China’s Economic Crisis Gets Political

When China’s financial markets began to melt down last month, we argued that the government wasn’t just facing an economic crisis—that it was facing a political crisis as well. The Chinese Communist Party, which systematically manages large swathes of the country’s economy, has staked its legitimacy and popular support on the ability to deliver white-hot economic growth, year after year. This system has worked brilliantly for decades, but when growth falters, the whole political-economic edifice is called into question. Before an economic crisis snowballs into a direct challenge to the Chinese political system, however, we would expect the heads of specific Party officials to roll. As Walter Russell Mead put it in July:

The Chinese government plays a huge role in systematically managing the country’s economy, and it has staked its legitimacy on its ability to make the economy grow. Moreover, it has taken a very clear position on the stock market crash: this shouldn’t be happening and the government will make it stop. Therefore, the government’s failure to stabilize stock prices is going to be seen as a failure of official policy. Criticism of the stock market will turn into criticism of the political leadership, and it must be said that the political leadership hasn’t demonstrated great skill in the early days of the crisis. Premier Li has allowed himself to become identified with the efforts to stabilize the stock market. If those measures succeed, he looks like a hero. But after the latest rout, a lot of people in China don’t think the policies are working.

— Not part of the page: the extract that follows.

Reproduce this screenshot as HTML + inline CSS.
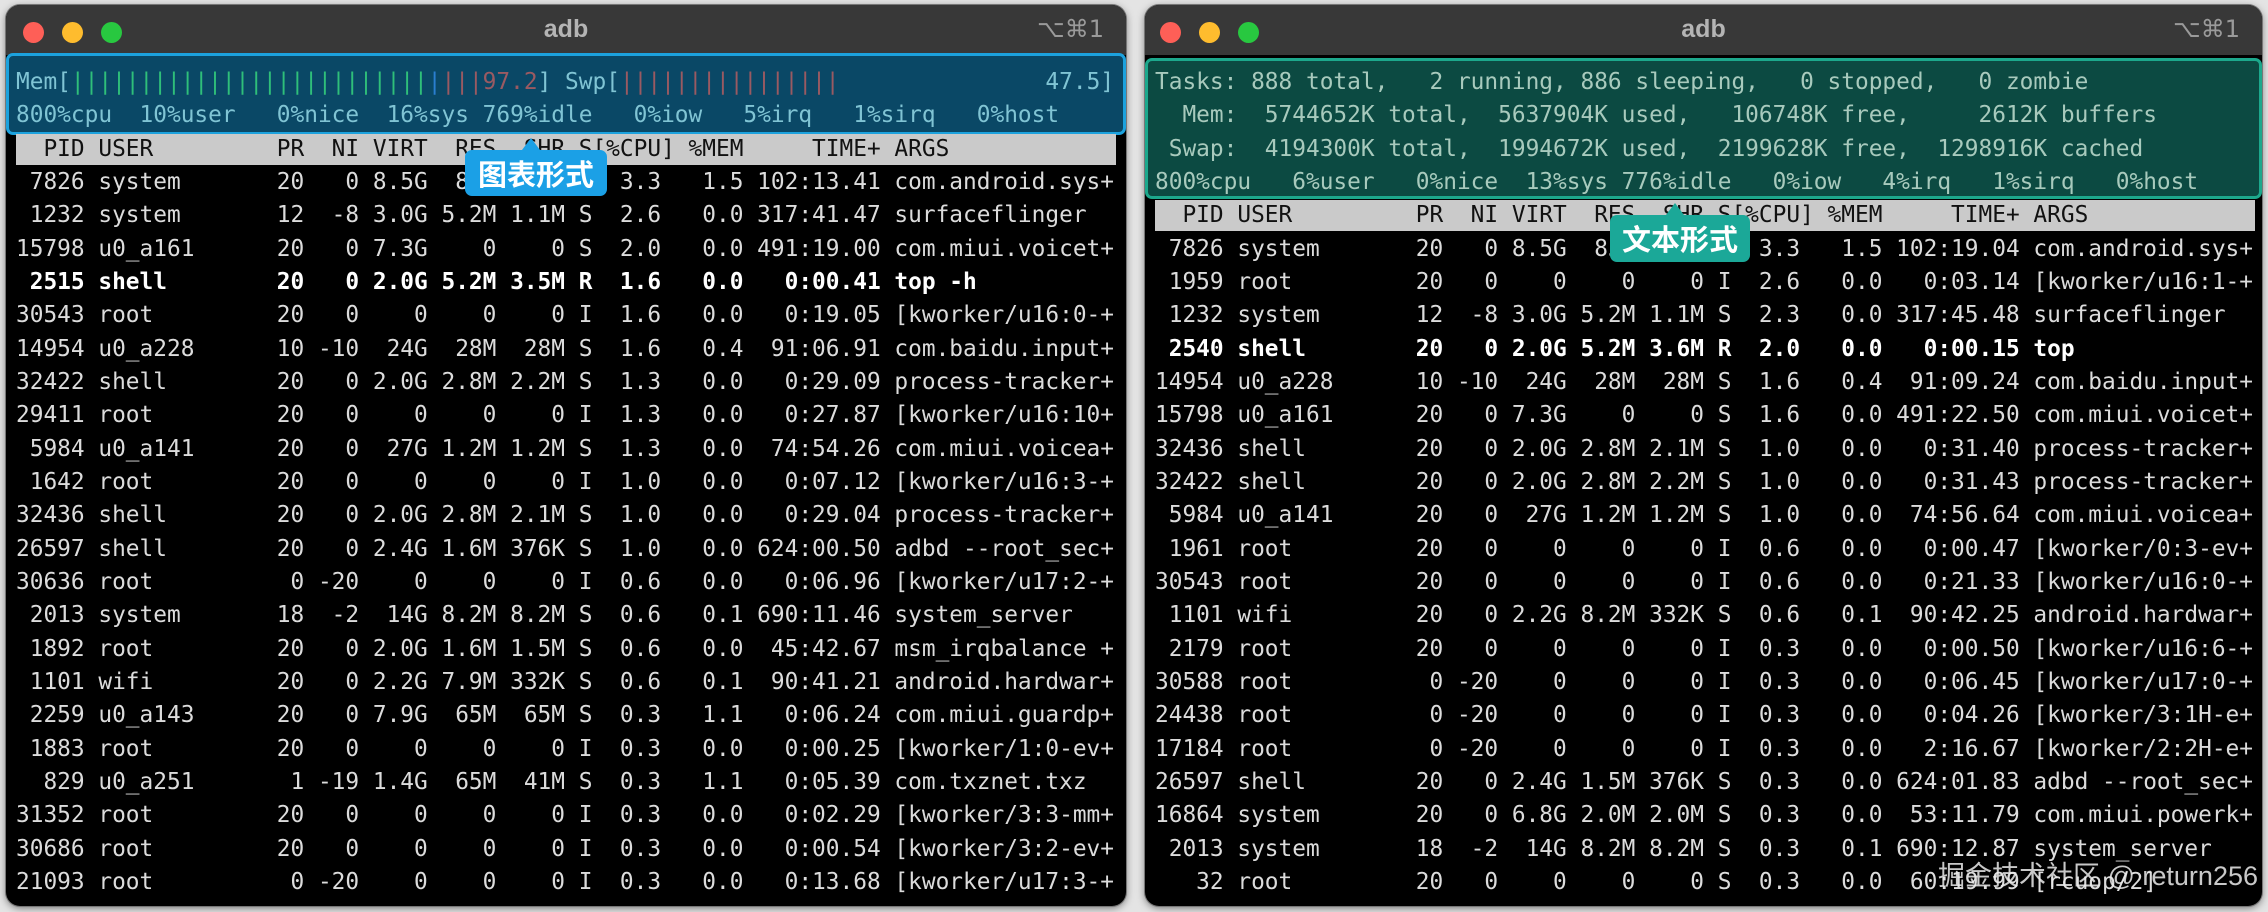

By now it seems clear that Premier Li’s efforts have emphatically not succeeded, leaving him especially exposed to the upcoming political ramifications of the market slowdown. The Financial Times reports:

The China-led turmoil that has rocked global markets in the past two weeks has also shaken the ruling Communist party and left Li Keqiang, the prime minister, fighting for his political future, according to analysts and people familiar with the internal workings of the party.

Among party officials and politically connected people in Beijing, the hottest topic of conversation is whether Mr Li will take the fall for Beijing’s perceived mismanagement of the stock market crash and the country’s broader economic slowdown…

But even if Mr Li is blamed by the party elite for his handling of the crisis, most analysts and serving officials believe his removal from power would be too damaging to party prestige and credibility and that he is almost certain to remain in office, at least until the next five-yearly party Congress in 2017.

It appears, in other words, that China’s economic crisis is beginning to spill over into the political system. The market failure is being perceived as a failure of official policy. Accordingly, official policy—or the policymakers—will have to change. The severity of this change—from a reshuffling of leadership to something more comprehensive—will depend on the extent of the economic damage. If things don’t improve, it looks like Premier Li will be one of the first to go, as we predicted last month.

Of course, it’s possible that the Chinese technocrats will figure out a way to get their economy out of this particular pickle, at least for now, and that Li’s star will consequently rise. But even if this happens, it shouldn’t obscure the broader troubles that China faces over the long term. China’s hothouse growth cannot last forever, even if the latest meltdown is not “The Big One.” When the economic bubble finally does burst, China’s entire political system will be in trouble as well.